|Joseph Derella, Director
Cumberland County Board
A search of the Election Law Enforcement Commission’s (ELEC) complaint database reveals that on November 9, 2017, the Commission filed a twenty-two count complaint against the current Director of the Cumberland County Board of Chosen Freeholders and a nineteen count complaint against the current chairman of the Cumberland County Democratic Organization. Both complaints also name the pair’s campaign treasurer as a respondent.
The main respondents in the two ELEC complaints are Joseph Derella, the current Director of the Cumberland County Freeholder Board and Doug Long, who previously served as Freeholder Board Deputy Director and who now serves as Chairman of the Cumberland County Democratic Committee. Albert Marmero, who is managing partner at Grace Marmero & Associates, LLP, is also named in both complaints in his capacity as treasurer for both Long’s and Derella’s campaigns. The law firm’s website shows that Long was one of the founders of the firm’s predecessor and now serves “Of Counsel” to the firm.
Both complaints allege violations of the New Jersey Campaign Contributions and Expenditures Reporting Act and ELEC’s regulations that were promulgated pursuant to that Act. Both complaints allege reporting deficiencies during the 2012 primary and general elections. While the allegations are too numerous to mention, Long is accused of filing a report that was due on April 23, 2012 on December 1, 2014 which is 952 days late. Derella is accused of filing a required report 1,115 days late.
Derella is also accused of accepting a “currency contribution” of $1,000 and contributions from Limited Liability Corporations (LLCs) even though acceptance of cash contributions in excess of $200 in aggregate from any one source and acceptance of contributions from LLCs are disallowed.
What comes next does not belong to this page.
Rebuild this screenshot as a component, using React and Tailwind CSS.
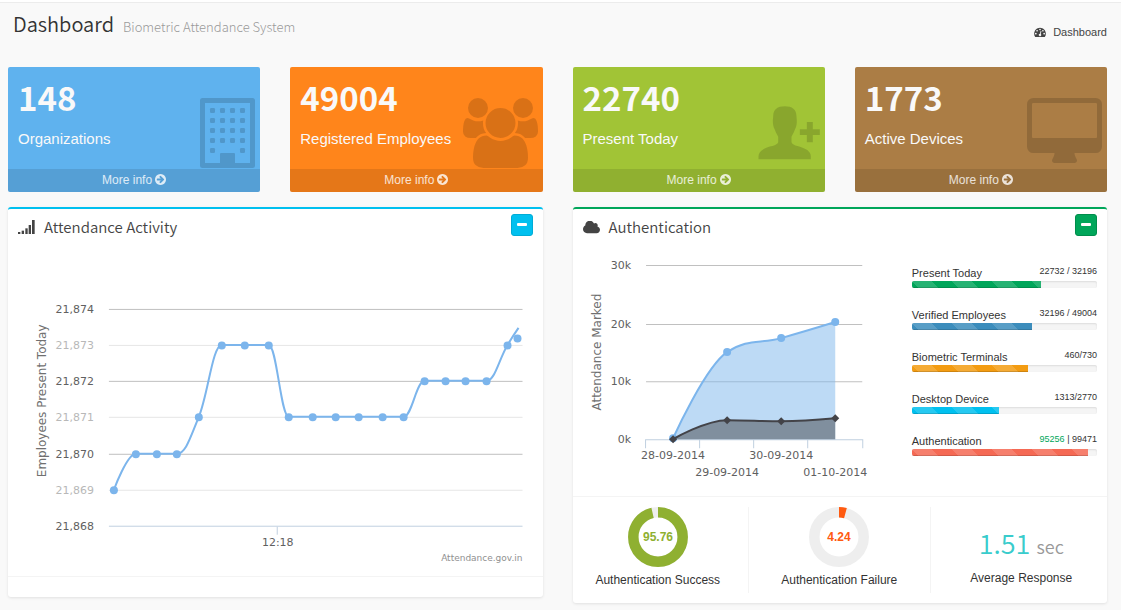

Long, among other allegations, stands accused of making cash withdrawals in the 29-day period prior to the 2012 general election and also writing reimbursement checks totaling $5,600.29 to himself and a person named Marcus Wilson for services such as “lit drop street walk” and “phone bank, lit walk and canvassing.” ELEC contended that Long and Wilson “were not the ultimate recipients of” the $5,600.29 and suggested that some of the funds were used to pay “street money” in cash.
These allegations are just that–allegations–and the ELEC has the burden of proving them.